评分: 3置信度: 32023-10-25

This work attempts to apply contrastive learning to implicit representations (that is, functional representations) of data. There are two major obstacles: (a) Different functionals can represent the same data, and when parameterized by a neural network, different network weights can yield the same functional; (b) It is not very clear how to perform semantic-preserving data augmentation upon implicit representations.

For (a), the solutions in this work are: (i) Random seed augmentation, which fits the same data with neural networks initialized from different random seeds, in order to obtain the equivalence class of implicit neural representations; (ii) Regularizer in Eqn. (9); (iii) Use a graph neural network that respects permutation symmetries.

For (b), this work uses standard augmentations including Gaussian noise and random drop-out, as well as geometric augmentations, mainly rotation and translation. This work does not use what the authors call “appearance transformations”, such as color distortion which is quite important for SimCLR to achieve high performance.

优点

The subject matter of this work is very interesting. I also believe that representation learning (such as contrastive learning) for implicit representations of data is a very important problem, especially for Nerfs. For this problem, the authors point out the main challenges, and propose some solutions such as geometric and random seed augmentations, which are quite reasonable. Overall, the manuscript is quite readable, and does provide some food for thought.

缺点

The major weakness of this work is that it seems quite half-baked and shallow, and its contributions might be insufficient for a conference publication.

Regarding the proposed methods, the new ones that, as far as I know, did not appear in prior work are the geometric augmentations for INR, random seed augmentations, and the regularizer Eqn. (9). These ideas, while they do make sense, seem more like some initial thoughts rather than well-formulated methods. And the justification for the proposed methods are quite weak. Theoretically, there is no guarantee that these methods would work. Empirically, in Table 2, the performance of contrastive learning seems much worse than supervised learning.

Of course, a paper could be a good paper if it raises an important question that arouses the awareness of the community, even without providing a solution. But I do not think this work makes sufficient contributions in this direction either. First of all, learning representations for implicit representations is not a new problem. There is lots of work on this in the Nerf community. Second, I don’t think the authors catch the real central question. From my understanding, the central question is this: If images are represented in a format other than pixel values (that is, Euclidean), can one still perform contrastive learning?
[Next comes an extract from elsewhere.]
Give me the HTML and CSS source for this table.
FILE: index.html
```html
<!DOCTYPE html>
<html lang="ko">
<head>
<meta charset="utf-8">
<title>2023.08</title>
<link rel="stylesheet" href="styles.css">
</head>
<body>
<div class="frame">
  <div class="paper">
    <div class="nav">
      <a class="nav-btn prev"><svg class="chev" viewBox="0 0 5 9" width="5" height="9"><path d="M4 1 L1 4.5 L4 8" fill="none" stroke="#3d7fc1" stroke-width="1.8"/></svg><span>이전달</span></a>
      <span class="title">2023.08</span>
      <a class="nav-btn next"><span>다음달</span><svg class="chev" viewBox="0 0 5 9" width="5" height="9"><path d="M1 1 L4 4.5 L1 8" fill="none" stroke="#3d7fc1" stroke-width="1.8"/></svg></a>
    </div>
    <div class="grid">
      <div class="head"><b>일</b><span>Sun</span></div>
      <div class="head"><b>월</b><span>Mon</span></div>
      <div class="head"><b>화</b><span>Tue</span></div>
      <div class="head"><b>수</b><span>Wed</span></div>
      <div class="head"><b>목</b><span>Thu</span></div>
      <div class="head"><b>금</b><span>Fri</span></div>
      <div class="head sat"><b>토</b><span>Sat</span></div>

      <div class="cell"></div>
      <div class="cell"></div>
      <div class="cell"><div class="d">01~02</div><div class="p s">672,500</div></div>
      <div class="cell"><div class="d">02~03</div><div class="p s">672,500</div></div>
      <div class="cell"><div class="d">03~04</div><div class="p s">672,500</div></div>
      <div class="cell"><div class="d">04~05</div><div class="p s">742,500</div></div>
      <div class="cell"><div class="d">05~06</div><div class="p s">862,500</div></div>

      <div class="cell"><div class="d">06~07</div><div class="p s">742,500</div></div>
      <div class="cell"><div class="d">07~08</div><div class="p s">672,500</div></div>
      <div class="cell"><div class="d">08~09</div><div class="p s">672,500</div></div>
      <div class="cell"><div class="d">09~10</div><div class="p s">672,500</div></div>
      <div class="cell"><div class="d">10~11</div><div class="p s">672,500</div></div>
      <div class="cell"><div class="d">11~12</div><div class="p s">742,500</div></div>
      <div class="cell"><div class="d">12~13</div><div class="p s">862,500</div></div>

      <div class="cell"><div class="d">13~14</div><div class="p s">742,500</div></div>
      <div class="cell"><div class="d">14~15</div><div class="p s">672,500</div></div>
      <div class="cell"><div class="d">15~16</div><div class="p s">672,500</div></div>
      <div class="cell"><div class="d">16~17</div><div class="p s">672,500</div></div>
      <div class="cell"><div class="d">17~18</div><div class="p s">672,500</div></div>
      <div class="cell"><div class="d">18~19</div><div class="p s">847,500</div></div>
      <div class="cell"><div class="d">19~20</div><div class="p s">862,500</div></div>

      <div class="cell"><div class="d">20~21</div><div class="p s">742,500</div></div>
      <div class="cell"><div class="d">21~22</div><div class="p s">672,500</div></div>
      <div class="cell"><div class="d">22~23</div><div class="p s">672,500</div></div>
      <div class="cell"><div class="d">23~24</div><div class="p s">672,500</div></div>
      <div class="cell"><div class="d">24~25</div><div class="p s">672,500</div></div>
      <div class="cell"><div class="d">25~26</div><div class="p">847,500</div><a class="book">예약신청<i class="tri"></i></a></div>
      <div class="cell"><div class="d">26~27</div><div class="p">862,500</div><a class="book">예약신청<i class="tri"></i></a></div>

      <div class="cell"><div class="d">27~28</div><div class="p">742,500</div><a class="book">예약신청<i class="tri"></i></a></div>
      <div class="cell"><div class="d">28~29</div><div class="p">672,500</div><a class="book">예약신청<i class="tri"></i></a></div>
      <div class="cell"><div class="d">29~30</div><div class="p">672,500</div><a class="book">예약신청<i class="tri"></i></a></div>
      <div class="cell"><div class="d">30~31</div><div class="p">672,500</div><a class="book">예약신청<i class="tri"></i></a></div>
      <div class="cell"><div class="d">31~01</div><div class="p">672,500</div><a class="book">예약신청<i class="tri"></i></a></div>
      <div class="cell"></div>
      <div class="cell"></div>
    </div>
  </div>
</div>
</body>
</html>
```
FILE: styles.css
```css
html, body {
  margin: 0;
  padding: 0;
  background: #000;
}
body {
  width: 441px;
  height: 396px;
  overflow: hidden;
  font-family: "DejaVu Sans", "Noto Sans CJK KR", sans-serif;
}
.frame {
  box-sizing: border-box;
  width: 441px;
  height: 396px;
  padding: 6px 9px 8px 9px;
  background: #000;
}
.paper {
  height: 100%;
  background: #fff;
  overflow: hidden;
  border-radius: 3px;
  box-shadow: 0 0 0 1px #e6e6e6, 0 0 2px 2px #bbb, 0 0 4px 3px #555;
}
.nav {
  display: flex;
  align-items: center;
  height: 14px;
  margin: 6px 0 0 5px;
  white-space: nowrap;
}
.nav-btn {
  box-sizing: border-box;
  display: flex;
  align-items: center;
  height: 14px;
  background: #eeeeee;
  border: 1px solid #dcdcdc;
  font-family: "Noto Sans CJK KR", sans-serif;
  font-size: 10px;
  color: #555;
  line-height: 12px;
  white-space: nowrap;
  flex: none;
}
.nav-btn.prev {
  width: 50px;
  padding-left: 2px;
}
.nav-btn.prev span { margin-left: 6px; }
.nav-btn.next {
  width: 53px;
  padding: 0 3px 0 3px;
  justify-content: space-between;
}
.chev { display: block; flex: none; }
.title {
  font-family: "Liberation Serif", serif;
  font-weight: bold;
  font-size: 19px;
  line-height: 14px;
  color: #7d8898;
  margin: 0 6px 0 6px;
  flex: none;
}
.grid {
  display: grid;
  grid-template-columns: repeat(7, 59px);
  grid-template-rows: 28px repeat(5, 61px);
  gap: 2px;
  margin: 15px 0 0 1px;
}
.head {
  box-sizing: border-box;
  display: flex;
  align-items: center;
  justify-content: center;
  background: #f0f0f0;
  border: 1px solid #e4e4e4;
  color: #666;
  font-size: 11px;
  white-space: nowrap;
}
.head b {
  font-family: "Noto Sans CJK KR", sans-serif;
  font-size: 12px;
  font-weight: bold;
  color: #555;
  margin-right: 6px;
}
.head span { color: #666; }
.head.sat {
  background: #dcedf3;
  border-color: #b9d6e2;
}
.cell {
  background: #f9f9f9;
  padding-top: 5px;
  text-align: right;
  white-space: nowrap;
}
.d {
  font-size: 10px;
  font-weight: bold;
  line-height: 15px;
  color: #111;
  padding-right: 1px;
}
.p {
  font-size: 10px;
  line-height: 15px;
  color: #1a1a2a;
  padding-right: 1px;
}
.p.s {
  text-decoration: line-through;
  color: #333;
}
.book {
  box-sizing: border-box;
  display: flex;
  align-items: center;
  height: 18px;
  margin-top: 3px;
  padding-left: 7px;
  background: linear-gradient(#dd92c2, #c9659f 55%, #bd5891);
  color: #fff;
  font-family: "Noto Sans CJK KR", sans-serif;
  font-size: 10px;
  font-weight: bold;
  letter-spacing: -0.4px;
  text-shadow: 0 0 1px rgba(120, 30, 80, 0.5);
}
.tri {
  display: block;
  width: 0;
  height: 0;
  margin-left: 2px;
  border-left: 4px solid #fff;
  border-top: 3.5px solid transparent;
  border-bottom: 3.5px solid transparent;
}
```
In fact, there are lots of representations of images, including Fourier representation, wavelet representation, and the neural representation studied in this work. The main challenge is can we find semantic-preserving data augmentations for each one of these representations. For example, for Fourier representation, it could be the case that high frequency components have little effect on the semantics, so altering these components could be one such augmentation. After reading this submission, I get the impression that contrastive learning is not very feasible for INR, mostly because the space of INR does not have a basis like the Fourier basis, so the aliasing problem seems very hard to solve.

Above I provided some suggested directions and possible ideas to the authors. There are of course other directions the authors could explore, such as the effect of the network architecture on the structure of the INR space. Also, it is totally fine if the authors choose to only focus on INR, but in that case I think the authors need to carry out a much more extensive theoretical analysis and/or empirical study.

问题

Overall, I think the problem studied in this work is really interesting, and I encourage the authors to explore further in this direction. However, the current manuscript does not make enough contributions. The ideas are not well formulated, there is little theoretical analysis, and the empirical evidence is weak. Thus, unfortunately I have to recommend rejection for this submission.
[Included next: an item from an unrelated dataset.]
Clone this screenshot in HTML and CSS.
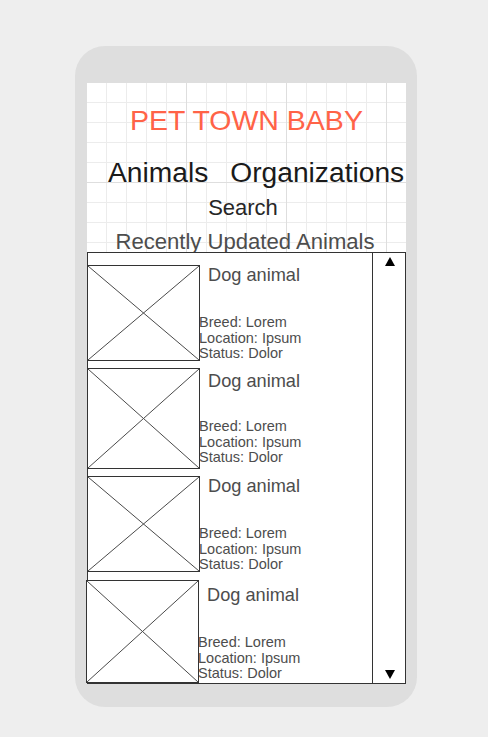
FILE: index.html
```html
<!DOCTYPE html>
<html lang="en">
<head>
<meta charset="utf-8">
<title>Pet Town Baby</title>
<link rel="stylesheet" href="styles.css">
</head>
<body>
<div class="phone">
  <div class="screen">
    <h1 class="brand">PET TOWN BABY</h1>
    <nav class="nav">
      <span class="nav-link">Animals</span>
      <span class="nav-link">Organizations</span>
    </nav>
    <div class="search">Search</div>
    <h2 class="recent">Recently Updated Animals</h2>
    <div class="list">
      <div class="items">
        <div class="item item--a">
          <div class="thumb"><svg class="thumb-x" viewBox="0 0 100 100" preserveAspectRatio="none"><line x1="0" y1="0" x2="100" y2="100"/><line x1="100" y1="0" x2="0" y2="100"/></svg></div>
          <div class="info">
            <div class="name">Dog animal</div>
            <div class="details">Breed: Lorem<br>Location: Ipsum<br>Status: Dolor</div>
          </div>
        </div>
        <div class="item item--b">
          <div class="thumb"><svg class="thumb-x" viewBox="0 0 100 100" preserveAspectRatio="none"><line x1="0" y1="0" x2="100" y2="100"/><line x1="100" y1="0" x2="0" y2="100"/></svg></div>
          <div class="info">
            <div class="name">Dog animal</div>
            <div class="details">Breed: Lorem<br>Location: Ipsum<br>Status: Dolor</div>
          </div>
        </div>
        <div class="item item--c">
          <div class="thumb"><svg class="thumb-x" viewBox="0 0 100 100" preserveAspectRatio="none"><line x1="0" y1="0" x2="100" y2="100"/><line x1="100" y1="0" x2="0" y2="100"/></svg></div>
          <div class="info">
            <div class="name">Dog animal</div>
            <div class="details">Breed: Lorem<br>Location: Ipsum<br>Status: Dolor</div>
          </div>
        </div>
        <div class="item item--d">
          <div class="thumb"><svg class="thumb-x" viewBox="0 0 100 100" preserveAspectRatio="none"><line x1="0" y1="0" x2="100" y2="100"/><line x1="100" y1="0" x2="0" y2="100"/></svg></div>
          <div class="info">
            <div class="name">Dog animal</div>
            <div class="details">Breed: Lorem<br>Location: Ipsum<br>Status: Dolor</div>
          </div>
        </div>
      </div>
      <div class="scroll">
        <svg class="arrow" width="10" height="9" viewBox="0 0 10 9"><polygon points="5,0 10,9 0,9"/></svg>
        <svg class="arrow" width="10" height="9" viewBox="0 0 10 9"><polygon points="0,0 10,0 5,9"/></svg>
      </div>
    </div>
  </div>
</div>
</body>
</html>
```

FILE: styles.css
```css
html, body {
  margin: 0;
  padding: 0;
}

body {
  background: #eeeeee;
  font-family: "Liberation Sans", Arial, sans-serif;
  width: 488px;
  height: 737px;
  overflow: hidden;
}

.phone {
  margin: 46px 0 0 75px;
  width: 342px;
  height: 661px;
  box-sizing: border-box;
  padding: 36px 11px 24px;
  background: #dedede;
  border-radius: 30px;
}

.screen {
  width: 320px;
  height: 601px;
  box-sizing: border-box;
  padding-top: 24px;
  display: flex;
  flex-direction: column;
  background-color: #ffffff;
  background-image:
    linear-gradient(to right, #dedede 1px, transparent 1px),
    linear-gradient(to bottom, #dedede 1px, transparent 1px),
    linear-gradient(to right, #ececec 1px, transparent 1px),
    linear-gradient(to bottom, #ececec 1px, transparent 1px);
  background-size: 100px 100px, 100px 100px, 20px 20px, 20px 20px;
}

.brand {
  margin: 0;
  font-weight: normal;
  font-size: 28.5px;
  line-height: 28px;
  color: #ff6347;
  text-align: center;
  padding-left: 1px;
  white-space: nowrap;
}

.nav {
  margin-top: 24px;
  display: flex;
  gap: 22px;
  padding-left: 22px;
  font-size: 28.2px;
  line-height: 28px;
  color: #1a1a1a;
  white-space: nowrap;
}

.search {
  margin-top: 11px;
  font-size: 22px;
  line-height: 22px;
  color: #262626;
  text-align: center;
  padding-right: 6px;
}

.recent {
  margin: 12px 0 -1px;
  font-weight: normal;
  font-size: 22.1px;
  line-height: 22px;
  color: #4d4d4d;
  text-align: center;
  padding-right: 2px;
  white-space: nowrap;
}

.list {
  position: relative;
  flex: 1;
  margin-left: 1px;
  width: 319px;
  box-sizing: border-box;
  border: 1px solid #333333;
  background: #ffffff;
  display: flex;
}

.items {
  flex: 1;
  padding-top: 12px;
  display: flex;
  flex-direction: column;
}

.item {
  display: flex;
}

.thumb {
  flex: none;
  width: 113px;
  margin-left: -1px;
  box-sizing: border-box;
  border: 1px solid #333333;
  background: #ffffff;
}

.thumb-x {
  display: block;
  width: 100%;
  height: 100%;
}

.thumb-x line {
  stroke: #4a4a4a;
  stroke-width: 1;
  vector-effect: non-scaling-stroke;
}

.info {
  margin-left: -2px;
  display: flex;
  flex-direction: column;
  justify-content: space-between;
  color: #4d4d4d;
  white-space: nowrap;
}

.name {
  padding-left: 10px;
  font-size: 18.2px;
  line-height: 18px;
}

.details {
  font-size: 14.5px;
  line-height: 15.7px;
  padding-left: 1px;
  margin-bottom: -1px;
}

.item--a { height: 96px; }
.item--a .info { padding: 1px 0 0; }

.item--b { height: 101px; margin-top: 7px; }
.item--b .info { padding: 3.5px 0 4px; }

.item--c { height: 96px; margin-top: 7px; }
.item--c .info { padding: 1px 0 0; }

.item--d { height: 103px; margin-top: 8px; }
.item--d .thumb { margin-left: -2px; }
.item--d .info { padding: 6px 0 2px; }

.scroll {
  flex: none;
  width: 33px;
  box-sizing: border-box;
  border-left: 1px solid #333333;
  padding: 4px 0 4px 1px;
  display: flex;
  flex-direction: column;
  justify-content: space-between;
  align-items: center;
}

.arrow {
  display: block;
  fill: #000000;
}
```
With that said, I think this manuscript could be an early draft of a really great paper, if the authors do one or more of the following:

Study more representations such as Fourier representation, wavelet representation, etc. Investigate whether contrastive learning is feasible for these representations, and if so, whether it provides any benefits over the standard pixel value representation.
Currently, Nerf is arguably the most popular implicit representation, so I think the authors need to compare their work to representation learning for Nerfs.
Make a more in-depth theoretical analysis of INR. For example, can you find a basis for the space of INR. If such a basis exists, then every INR can be uniquely represented by a linear combination of the basis, which immediately solves the aliasing problem.

审稿意见

评分: 3置信度: 32023-11-01

The paper shows that contrastive, self-supervised methods can be used to learn implicit neural representations. They provide methods for augmenting multiplicative filter networks which can be used for contrastive learning. They perform experiments with SimCLR on MNIST and CIFAR10 and show that the implicit representations learned using this method results in good downstream performance.

优点

Overall the paper is well written. The motivation and contributions are clear.
The ideas are interesting and using self-supervised methods for implicit neural representations is not well explored.
The experimental setup is reasonable, and the experimental insights could be useful to others such as that permutation symmetries provide a significant obstacle for training INR's .

缺点

The experiments are only on CIFAR10 and MNIST which are small-scale. It's unclear if the proposed augmentations generalize to more realistic and impactful datasets such as ImageNet. Given that the goal of self-supervised methods are to scale to large datasets (LAION, JFT, Instagram-2B, etc.) which are weakly or not labeled, I think it's reasonable to show results on at least ImageNet.
The figures aren't particularly informative. For those unfamiliar with MFN's, figure 1 is difficult to interpret. A figure illustrating the main idea of the paper would be useful. Also the table of hyper-parameters (Table 1) does not convey much information. It may be better in the appendix.

Minor Comments:

It would be more readable if the SIREN and MFN acronym in the abstract are introduced before using the term.
The table of hyper-parameters (Table 1) is not that informative, especially since it's the first table of the paper. It may be better in the appendix.

问题

How computationally expensive is the method to train? Can this be scaled to reasonably sized datasets?

2023-11-23

We would like to thank the reviewers for their time and constructive criticism. We will make use of the valuable comments to improve the quality of this work.